Member of the Provincial Assembly of the Punjab
- In office 27 October 2022 – 14 January 2023
- Constituency: PP-209 Khanewal-VII
- In office 15 August 2018 – 5 August 2022
- Constituency: PP-209 Khanewal-VII

Personal details
- Party: PTI (2013–2018; 2022–present)
- Other political affiliations: PML–N (2018–2022)

= Muhammad Faisal Khan Niazi =

Pakistani politician

Muhammad Faisal Khan Niazi is a Pakistani politician who had been a member of the Provincial Assembly of the Punjab from October 2022 till January 2023. He previously served in this position from August 2018 till his resignation in August 2022.

==Political career==

He ran for the Provincial Assembly of the Punjab as a candidate of the Pakistan Tehreek-e-Insaf (PTI) from PP-218 Khanewal-VII in the 2013 Punjab provincial election, but was unsuccessful. He revived 26,151 votes and was defeated by Abdul Razzaq Khan, an independent candidate.

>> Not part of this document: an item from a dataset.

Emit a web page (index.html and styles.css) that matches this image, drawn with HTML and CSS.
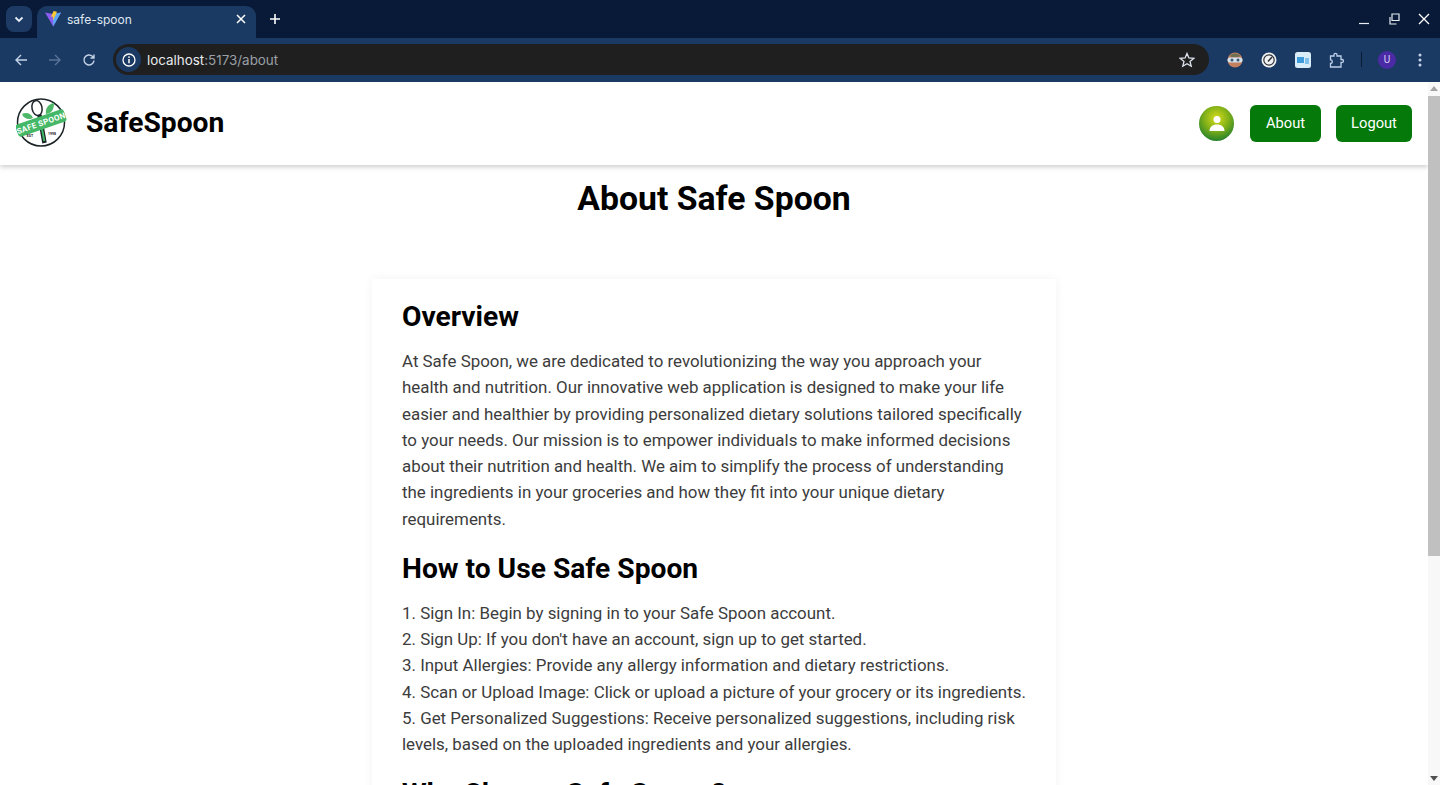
FILE: index.html
```html
<!DOCTYPE html>
<html lang="en">
<head>
    <meta charset="UTF-8">
    <meta name="viewport" content="width=device-width, initial-scale=1.0">
    <title>safe-spoon</title>
    <link rel="stylesheet" href="styles.css">
</head>
<body>
    <!-- Browser tab strip -->
    <div class="tabstrip">
        <div class="tab-search">
            <svg width="12" height="12" viewBox="0 0 12 12"><path d="M2.500 4.500 6 8l3.500-3.500" fill="none" stroke="#e6edf7" stroke-width="1.800"/></svg>
        </div>
        <div class="tab">
            <svg class="favicon" width="16" height="16" viewBox="0 0 16 16">
                <path d="M0 1.500 8 3 16 1.500 8.200 15.500z" fill="#8a5cf0"/>
                <path d="M8 3 16 1.500 8.200 15.500z" fill="#5aa7f5"/>
                <path d="M8.600 0 12 .8 8 9.500 7.800 5.500 6 5.800z" fill="#ffc931"/>
            </svg>
            <span class="tab-title">safe-spoon</span>
            <svg class="tab-close" width="10" height="10" viewBox="0 0 10 10"><path d="M1 1l8 8M9 1 1 9" stroke="#fff" stroke-width="1.500"/></svg>
        </div>
        <svg class="new-tab" width="12" height="12" viewBox="0 0 12 12"><path d="M6 1v10M1 6h10" stroke="#fff" stroke-width="1.600"/></svg>
        <div class="window-btns">
            <svg width="12" height="12" viewBox="0 0 12 12"><path d="M1 10.500h10" stroke="#e8edf5" stroke-width="1.200"/></svg>
            <svg width="12" height="12" viewBox="0 0 12 12"><path d="M4 1h7v6.500H4z M2 4v7h6.500" fill="none" stroke="#e8edf5" stroke-width="1.200"/></svg>
            <svg width="12" height="12" viewBox="0 0 12 12"><path d="M1 1l10 10M11 1 1 11" stroke="#fff" stroke-width="1.300"/></svg>
        </div>
    </div>

    <!-- Browser toolbar -->
    <div class="toolbar">
        <svg class="nav-icon" width="14" height="14" viewBox="0 0 14 14"><path d="M13 7H2M7 2 2 7l5 5" fill="none" stroke="#c4d3e8" stroke-width="1.400"/></svg>
        <svg class="nav-icon" width="14" height="14" viewBox="0 0 14 14"><path d="M1 7h11M7 2l5 5-5 5" fill="none" stroke="#587398" stroke-width="1.400"/></svg>
        <svg class="nav-icon" width="14" height="14" viewBox="0 0 14 14"><path d="M12 7.500A5 5 0 1 1 10.400 3.300L12 5M12 1.500V5H8.500" fill="none" stroke="#c4d3e8" stroke-width="1.400"/></svg>
        <div class="omnibox">
            <div class="site-info">
                <svg width="14" height="14" viewBox="0 0 14 14"><circle cx="7" cy="7" r="6" fill="none" stroke="#fff" stroke-width="1.300"/><path d="M7 6v4.200" stroke="#fff" stroke-width="1.500"/><circle cx="7" cy="4.100" r=".9" fill="#fff"/></svg>
            </div>
            <span class="url">localhost<span class="url-path">:5173/about</span></span>
            <svg class="star" width="16" height="16" viewBox="0 0 16 16"><path d="M8 1.500 9.900 6l4.800.4-3.700 3.100 1.200 4.700L8 11.700l-4.200 2.500L5 9.500 1.300 6.400 6.100 6z" fill="none" stroke="#dfe5ee" stroke-width="1.300"/></svg>
        </div>
        <div class="ext-icons">
            <svg width="16" height="16" viewBox="0 0 16 16"><circle cx="8" cy="8" r="7.500" fill="#c47f5e"/><path d="M3 3.500A7 7 0 0 1 13 3.500L12 5H4z" fill="#6d6f52"/><rect x=".5" y="5.500" width="15" height="5" rx="2.500" fill="#cfe2ee"/><circle cx="5" cy="8" r="1.500" fill="#41586e"/><circle cx="11" cy="8" r="1.500" fill="#41586e"/></svg>
            <svg width="16" height="16" viewBox="0 0 16 16"><circle cx="8" cy="8" r="7.500" fill="#f2f2f2"/><circle cx="8" cy="8" r="5.200" fill="none" stroke="#2c3138" stroke-width="1.200"/><path d="M7 9.500 11 5" stroke="#2c3138" stroke-width="1.500"/></svg>
            <svg width="16" height="16" viewBox="0 0 16 16"><rect width="16" height="16" rx="2.500" fill="#d9edf8"/><rect x="2" y="5" width="7" height="6" fill="#3d9bdc"/><rect x="10" y="6" width="4" height="6" fill="#7fc1ea"/></svg>
            <svg width="16" height="16" viewBox="0 0 16 16"><path d="M1.500 4H5V2.800a1.500 1.500 0 0 1 3 0V4h4v3.500h1a1.500 1.500 0 0 1 0 3h-1V15H1.500v-3.500a1.800 1.800 0 0 0 0-3.600z" fill="none" stroke="#bcd0ea" stroke-width="1.300"/></svg>
            <span class="ext-sep"></span>
            <span class="profile">U</span>
            <svg class="menu-dots" width="4" height="14" viewBox="0 0 4 14"><circle cx="2" cy="2" r="1.500" fill="#c4d3e8"/><circle cx="2" cy="7" r="1.500" fill="#c4d3e8"/><circle cx="2" cy="12" r="1.500" fill="#c4d3e8"/></svg>
        </div>
    </div>

    <div class="viewport">
        <div class="page">
            <header class="site-header">
                <div class="brand">
                    <svg class="logo" width="52" height="52" viewBox="0 0 52 52">
                        <circle cx="25" cy="25.500" r="23.500" fill="#fff" stroke="#1c2428" stroke-width="1.500"/>
                        <path d="M6 17c4-2 9-1 11 4-4 2-9 1-11-4z" fill="#4cb868"/>
                        <path d="M38 6c0 6-2 10-8 11-1-5 2-10 8-11z" fill="#4cb868"/>
                        <ellipse cx="21" cy="11" rx="5" ry="7.500" transform="rotate(-12 21 11)" fill="#fff" stroke="#1c2428" stroke-width="1.500"/>
                        <path d="M23.500 18 28.500 46" stroke="#1c2428" stroke-width="4.500"/>
                        <path d="M25.800 31 28.300 44" stroke="#3fb565" stroke-width="2"/>
                        <rect x="-.5" y="19.500" width="51" height="13" rx="3" transform="rotate(-19 25 26)" fill="#45b868"/>
                        <text class="logo-text" x="25" y="29" transform="rotate(-19 25 26)" text-anchor="middle">SAFE SPOON</text>
                        <text class="logo-small" x="14" y="40" text-anchor="middle">EST</text>
                        <text class="logo-small" x="36" y="37.500" text-anchor="middle">1998</text>
                    </svg>
                    <span class="brand-name">SafeSpoon</span>
                </div>
                <nav class="nav">
                    <span class="avatar">
                        <svg width="22" height="22" viewBox="0 0 22 22"><circle cx="11" cy="6.500" r="3.500" fill="#fff"/><path d="M3.500 18c0-4 3-6.500 7.500-6.500s7.500 2.500 7.500 6.500z" fill="#fff"/></svg>
                    </span>
                    <button class="nav-btn about-btn">About</button>
                    <button class="nav-btn logout-btn">Logout</button>
                </nav>
            </header>

            <main class="about">
                <h1>About Safe Spoon</h1>
                <section class="about-card">
                    <h2>Overview</h2>
                    <p>At Safe Spoon, we are dedicated to revolutionizing the way you approach your health and nutrition. Our innovative web application is designed to make your life easier and healthier by providing personalized dietary solutions tailored specifically to your needs. Our mission is to empower individuals to make informed decisions about their nutrition and health. We aim to simplify the process of understanding the ingredients in your groceries and how they fit into your unique dietary requirements.</p>
                    <h2>How to Use Safe Spoon</h2>
                    <p>1. Sign In: Begin by signing in to your Safe Spoon account.<br>
                    2. Sign Up: If you don't have an account, sign up to get started.<br>
                    3. Input Allergies: Provide any allergy information and dietary restrictions.<br>
                    4. Scan or Upload Image: Click or upload a picture of your grocery or its ingredients.<br>
                    5. Get Personalized Suggestions: Receive personalized suggestions, including risk levels, based on the uploaded ingredients and your allergies.</p>
                    <h2>Why Choose Safe Spoon?</h2>
                </section>
            </main>
        </div>

        <div class="scrollbar">
            <svg width="12" height="14" viewBox="0 0 12 14"><path d="M6 4 10 9H2z" fill="#a3a3a3"/></svg>
            <div class="scroll-thumb"></div>
            <div class="scroll-track"></div>
            <svg width="12" height="14" viewBox="0 0 12 14"><path d="M6 10 2 5h8z" fill="#505050"/></svg>
        </div>
    </div>
</body>
</html>
```

FILE: styles.css
```css
html, body {
    margin: 0;
    height: 785px;
    overflow: hidden;
}
body {
    font-family: Roboto, "Liberation Sans", sans-serif;
    background-color: #fff;
    display: flex;
    flex-direction: column;
}

/* browser chrome */
.tabstrip {
    height: 38px;
    background-color: #081a37;
    display: flex;
    align-items: flex-end;
    padding-left: 6px;
    flex-shrink: 0;
}
.tab-search {
    width: 26px;
    height: 26px;
    margin: 0 5px 6px 0;
    background-color: #1c3a63;
    border-radius: 8px;
    display: flex;
    align-items: center;
    justify-content: center;
}
.tab {
    width: 219px;
    height: 32px;
    background-color: #1b3a63;
    border-radius: 10px 10px 0 0;
    display: flex;
    align-items: center;
    padding: 0 10px 6px 8px;
    box-sizing: border-box;
}
.favicon {
    margin-right: 6px;
}
.tab-title {
    flex: 1;
    color: #dfe6f0;
    font-size: 12px;
    font-family: Inter, Roboto, sans-serif;
}
.new-tab {
    margin: 0 0 13px 13px;
}
.window-btns {
    margin-left: auto;
    display: flex;
    gap: 18px;
    padding-right: 10px;
    margin-bottom: 13px;
}
.toolbar {
    height: 44px;
    background-color: #1b3a63;
    display: flex;
    align-items: center;
    padding: 0 0 1px 14px;
    box-sizing: border-box;
    flex-shrink: 0;
}
.nav-icon {
    margin-right: 20px;
}
.omnibox {
    width: 1096px;
    height: 31px;
    margin-left: -3px;
    background-color: #1f1f20;
    border-radius: 16px;
    display: flex;
    align-items: center;
    padding: 0 14px 0 3px;
    box-sizing: border-box;
}
.site-info {
    width: 25px;
    height: 25px;
    border-radius: 50%;
    background-color: #1b3a63;
    display: flex;
    align-items: center;
    justify-content: center;
    margin-right: 6px;
}
.url {
    flex: 1;
    color: #e8eaed;
    font-size: 13.400px;
    font-family: Inter, Roboto, sans-serif;
}
.url-path {
    color: #9aa0a6;
}
.ext-icons {
    display: flex;
    align-items: center;
    gap: 18px;
    margin-left: 18px;
}
.ext-sep {
    width: 1px;
    height: 15px;
    background-color: #0b1b33;
    margin: 0 -2px;
}
.profile {
    width: 18px;
    height: 18px;
    border-radius: 50%;
    background-color: #4b2aa6;
    color: #d9d2f4;
    font-size: 10px;
    display: flex;
    align-items: center;
    justify-content: center;
}
.menu-dots {
    margin-left: 4px;
}

/* page */
.viewport {
    flex: 1;
    display: flex;
    min-height: 0;
}
.page {
    flex: 1;
    min-width: 0;
    overflow: hidden;
}
.site-header {
    height: 83px;
    background-color: #fff;
    box-shadow: 0 2px 5px rgba(0, 0, 0, 0.2);
    display: flex;
    align-items: center;
    justify-content: space-between;
    padding: 0 16px;
    box-sizing: border-box;
    position: relative;
}
.brand {
    display: flex;
    align-items: center;
    gap: 18px;
    padding-bottom: 2px;
}
.logo-text {
    font-family: Roboto, sans-serif;
    font-size: 8px;
    font-weight: 700;
    fill: #fff;
    letter-spacing: 0.3px;
}
.logo-small {
    font-family: Roboto, sans-serif;
    font-size: 3.500px;
    font-weight: 700;
    fill: #1c2428;
}
.brand-name {
    font-size: 28.200px;
    font-weight: 700;
    color: #000;
}
.nav {
    display: flex;
    align-items: center;
    gap: 15px;
}
.avatar {
    width: 35px;
    height: 35px;
    border-radius: 50%;
    background: radial-gradient(circle at 50% 35%, #d8dc1c, #7cae18 45%, #187a30 85%);
    display: flex;
    align-items: center;
    justify-content: center;
    margin-right: 1px;
}
.nav-btn {
    height: 37px;
    background-color: #057a0b;
    color: #fff;
    border: none;
    border-radius: 6px;
    font-family: Roboto, sans-serif;
    font-size: 14.700px;
    padding: 0 0 1px;
}
.about-btn {
    width: 71px;
}
.logout-btn {
    width: 76px;
}
.about {
    text-align: center;
}
.about h1 {
    margin: 0;
    padding-top: 14px;
    font-size: 33.750px;
    line-height: 40px;
    font-weight: 700;
    color: #000;
}
.about-card {
    width: 684px;
    margin: 60px auto 0;
    padding: 21px 30px 0;
    box-sizing: border-box;
    text-align: left;
    box-shadow: 0 0 10px rgba(0, 0, 0, 0.05);
    background-color: #fff;
}
.about-card h2 {
    margin: 0 0 15px;
    font-size: 28.200px;
    line-height: 33px;
    font-weight: 700;
    color: #000;
}
.about-card p {
    margin: 0 0 20px;
    font-size: 16.900px;
    line-height: 26.250px;
    color: #3c3c3c;
}

/* scrollbar */
.scrollbar {
    width: 12px;
    flex-shrink: 0;
    background-color: #f8f8f8;
    display: flex;
    flex-direction: column;
}
.scroll-thumb {
    height: 460px;
    background-color: #c0c0c0;
}
.scroll-track {
    flex: 1;
}
```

He joined the Pakistan Muslim League (N) (PML(N)) on 9 June 2018.

He was elected to the Provincial Assembly of the Punjab as a candidate of the PML(N) from PP-209 Khanewal-VII in the 2018 Punjab provincial election. He received 55,273 votes and defeated Abdul Razzaq Khan, a candidate of the PTI.

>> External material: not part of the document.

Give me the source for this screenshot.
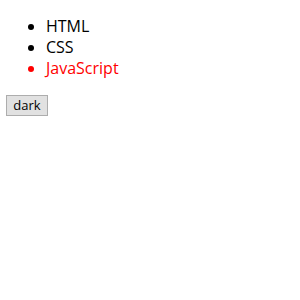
export default function App() {
  const items = ["HTML", "CSS", "JavaScript"];
  return (
    <div className="px-[6px] pt-[16px] text-black font-['Open_Sans',sans-serif]">
      <ul className="list-disc pl-[40px] text-[16px] leading-[21px]">
        {items.map((item, index) => (
          <li key={index} className={index === 2 ? "text-[#ff0000]" : ""}>
            {item}
          </li>
        ))}
      </ul>
      <button className="mt-[16px] h-[21px] w-[42px] border border-[#adadad] bg-[#e1e1e1] text-[13px] leading-[19px] text-black font-['Open_Sans',sans-serif]">
        dark
      </button>
    </div>
  );
}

He resigned from his seat on 22 May 2022 and re-joined the PTI on 15 July 2022. His resignation was accepted by the Election Commission of Pakistan (ECP) on 5 August 2022.

He was re-elected to the Provincial Assembly of the Punjab as a candidate of the PTI from PP-209 Khanewal-VII in the by-election that was called due to his own resignation. He received 71,156 votes and defeated Chaudhry Zia Ur Rehman, a candidate of the PML(N).